Most important, however, is a love for chess. “Even at my level,” Mr. Naroditsky said, “I can still discover beautiful things about the game every single time I train, teach, play or am a commentator at a tournament.”
That quality comes across strongly to others. “Danya unabashedly oozes love for the game,” said Robert Hess, a fellow grandmaster and a commentator for Chess.com, using Mr. Naroditsky’s nickname. “You can’t fake that. That authenticity is a magnet for chess fans who regard Danya’s commentary as must-see TV. When a variation excites him, he enthusiastically shows the line (even if it contains a blunder) and the viewers latch on to that enthusiasm.
“He’s the perfect blend of edutainment,” Mr. Hess continued. “Danya dispenses nuggets of information that will help you improve while also entertaining the masses with his spot-on impressions of Garry Kasparov.”
Growing Up to Be a Grandmaster
Mr. Naroditsky first encountered a chess board at age 6, when his older brother, Alan, brought a variety of board games to a birthday party to help entertain the other children. Alan, who was proficient at the rules of the game but still a beginner, taught his younger brother to play and, for at least the first six months, thrashed him regularly. The future grandmaster was picking things up as he went along, but, at first, there was no great epiphany about the game and its place in his life.

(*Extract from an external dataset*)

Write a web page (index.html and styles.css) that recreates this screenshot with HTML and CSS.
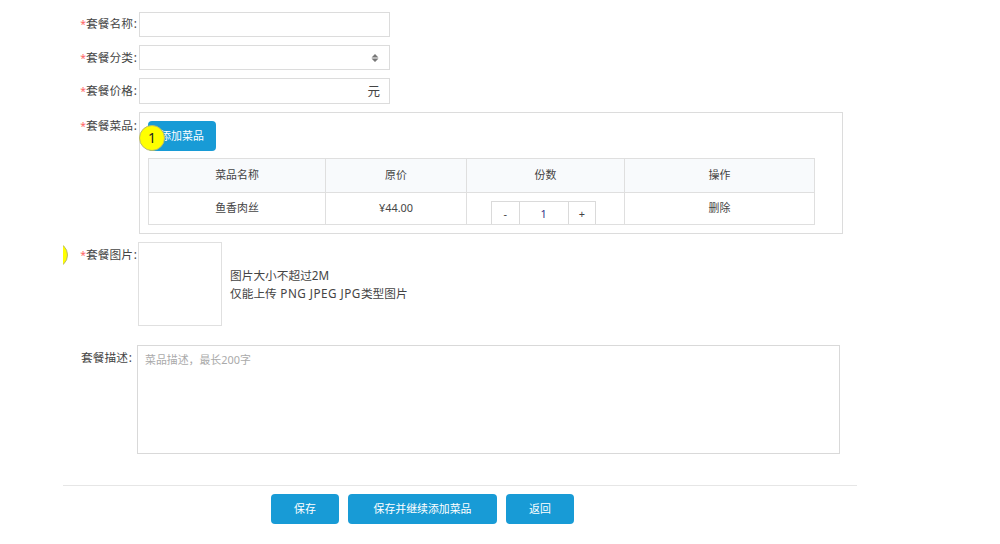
FILE: index.html
```html
<!DOCTYPE html>
<html lang="zh-CN">
<head>
<meta charset="utf-8">
<title>套餐</title>
<link rel="stylesheet" href="styles.css">
</head>
<body>
<form class="form">
  <div class="row">
    <label class="label"><i class="req">*</i>套餐名称<span class="colon">:</span></label>
    <div class="field"></div>
  </div>
  <div class="row">
    <label class="label"><i class="req">*</i>套餐分类<span class="colon">:</span></label>
    <div class="field select">
      <svg class="arrows" width="8" height="8" viewBox="0 0 8 8"><path d="M4 0L7.5 3.4H.5zM4 8L.5 4.6h7z" fill="#777"/></svg>
    </div>
  </div>
  <div class="row">
    <label class="label"><i class="req">*</i>套餐价格<span class="colon">:</span></label>
    <div class="field price">元</div>
  </div>
  <div class="row dishes">
    <label class="label"><i class="req">*</i>套餐菜品<span class="colon">:</span></label>
    <div class="panel">
      <div class="add-wrap">
        <button type="button" class="btn">添加菜品</button>
        <span class="marker">1</span>
      </div>
      <div class="table">
        <div class="cell head">菜品名称</div>
        <div class="cell head">原价</div>
        <div class="cell head">份数</div>
        <div class="cell head">操作</div>
        <div class="cell">鱼香肉丝</div>
        <div class="cell">¥44.00</div>
        <div class="cell qty-cell">
          <div class="qty"><span>-</span><span class="num">1</span><span>+</span></div>
        </div>
        <div class="cell">删除</div>
      </div>
    </div>
  </div>
  <div class="row picture">
    <span class="marker marker-edge"></span>
    <label class="label"><i class="req">*</i>套餐图片<span class="colon">:</span></label>
    <div class="upload"></div>
    <div class="hint">图片大小不超过2M<br>仅能上传<span class="formats"> PNG JPEG JPG</span>类型图片</div>
  </div>
  <div class="row description">
    <label class="label">套餐描述<span class="colon">:</span></label>
    <div class="textarea">菜品描述，最长200字</div>
  </div>
  <div class="actions">
    <button type="button" class="btn">保存</button>
    <button type="button" class="btn wide">保存并继续添加菜品</button>
    <button type="button" class="btn">返回</button>
  </div>
</form>
</body>
</html>
```

FILE: styles.css
```css
* { box-sizing: border-box; }
body {
  margin: 0;
  background: #fff;
  color: #444;
  font: 11.7px/18px "Noto Sans", "Noto Sans CJK SC", sans-serif;
}
.form {
  width: 794px;
  margin-left: 63px;
  padding-top: 12px;
  overflow: hidden;
}
.row {
  position: relative;
  display: flex;
  align-items: flex-start;
  margin-bottom: 8px;
}
.label {
  flex: none;
  width: 76px;
  padding: 3px 2px 0 0;
  text-align: right;
  white-space: nowrap;
}
.row:first-child .label { padding-top: 2px; }
.req { color: #f66; font-style: normal; font-size: 10.5px; }
.colon { margin-left: 1px; }
.field {
  width: 251px;
  height: 25px;
  border: 1px solid #dcdcdc;
}
.select {
  display: flex;
  align-items: center;
  justify-content: flex-end;
  padding-right: 10px;
}
.price {
  height: 26px;
  padding: 4px 9px 0 0;
  font-size: 12.5px;
  text-align: right;
}
.dishes .label { padding-top: 4px; }
.panel {
  width: 704px;
  height: 122px;
  padding: 8px;
  border: 1px solid #dcdcdc;
}
.add-wrap { position: relative; height: 37px; }
.btn {
  display: block;
  width: 68px;
  height: 30px;
  padding: 0 0 1px;
  border: 0;
  border-radius: 4px;
  background: #189bd6;
  color: #fff;
  font-family: inherit;
  font-size: 10.9px;
  line-height: 29px;
}
.marker {
  position: absolute;
  left: -9px;
  top: 4px;
  width: 26px;
  height: 26px;
  border: 1px solid #b9b96a;
  border-radius: 50%;
  background: #ff0;
  color: #222;
  font-size: 14px;
  line-height: 24px;
  text-align: center;
}
.marker-edge { left: -21px; top: 0; }
.table {
  display: grid;
  grid-template-columns: 177px 141px 158px 190px;
  grid-template-rows: 34px 32px;
  width: 667px;
  border: solid #dfdfdf;
  border-width: 1px 0 0 1px;
  font-size: 10.9px;
}
.cell {
  display: flex;
  align-items: center;
  justify-content: center;
  padding-bottom: 1px;
  border: solid #dfdfdf;
  border-width: 0 1px 1px 0;
}
.head { background: #f8fafc; }
.qty-cell { align-items: flex-end; padding: 0 4px 0 0; }
.qty {
  display: flex;
  width: 105px;
  height: 23px;
  border: 1px solid #dadada;
  border-bottom: 0;
  line-height: 23px;
  text-align: center;
}
.qty span { flex: 1; }
.qty .num {
  flex: none;
  width: 50px;
  border: solid #dadada;
  border-width: 0 1px;
  color: #338;
}
.picture { margin-bottom: 19px; }
.picture .label { width: 75px; padding: 3px 1px 0 0; }
.upload {
  width: 84px;
  height: 84px;
  border: 1px solid #e0e0e0;
}
.hint { padding: 24px 0 0 8px; }
.formats { letter-spacing: 0.5px; }
.description .label { width: 74px; padding-right: 5px; }
.textarea {
  width: 703px;
  height: 109px;
  padding: 5px 7px;
  border: 1px solid #d9d9d9;
  color: #aaa;
  font-size: 10.9px;
}
.actions {
  display: flex;
  gap: 9px;
  margin-top: 31px;
  padding: 8px 0 0 208px;
  border-top: 1px solid #e6e6e6;
}
.btn.wide { width: 149px; }
```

“I think a lot of people want to imagine that it was love at first sight and that my brother couldn’t pull me away from the chessboard,” Mr. Naroditsky said. “It was more of a gradual process, where chess slowly entered the battery of stuff we did to pass the time. A lot of my best memories are just doing stuff with my brother.”
With the help of his father, Vladimir Naroditsky, who played a big part in teaching his sons the game, and a handful of coaches, Mr. Naroditsky’s Elo number, a method for calculating the relative skill of players, jumped approximately 500 points in less than a year. His family realized that he had a considerable talent for the game, but their son, who was 9 at the time, remained unfazed.
“As far as I was concerned, I was just playing games with my brother,” Mr. Naroditsky said, laughing.
He is being modest, his mother said in an interview. When he was 9, he was already ranked No. 1 in the United States. That year, he came in fifth in the Boys Under 10 category at the World Youth Chess tournament. By 2007, he was the world champion in the Boys Under 12 category.
But Can You Make a Living at It?
Fast-forward through thousands of games and many miles of travel to tournaments. Mr. Naroditsky, who earned his grandmaster title at 17, landed at Stanford University. By then, he was fully committed to the game.
There weren’t many opportunities to play anyone at his level in school, but chess was never far from his mind.
His parents, who had strongly supported their sons’ early interest in the game by driving them to countless tournaments and paying for coaches for their younger son, wanted him to pursue a business degree. While chess was a respectable hobby, they felt that a corporate career was far more promising.
While he was at Stanford, Mr. Naroditsky found a summer job as a teacher at the prestigious Castle Chess Camp, held at Emory University, where he met Peter Giannatos. The two were among the youngest of the camp’s instructors, and they formed a bond.
“I already knew that he was one of the most talented junior players in the United States,” Mr. Giannatos said in an interview. “I had never met him personally, but he was superfriendly and easy to get along with.”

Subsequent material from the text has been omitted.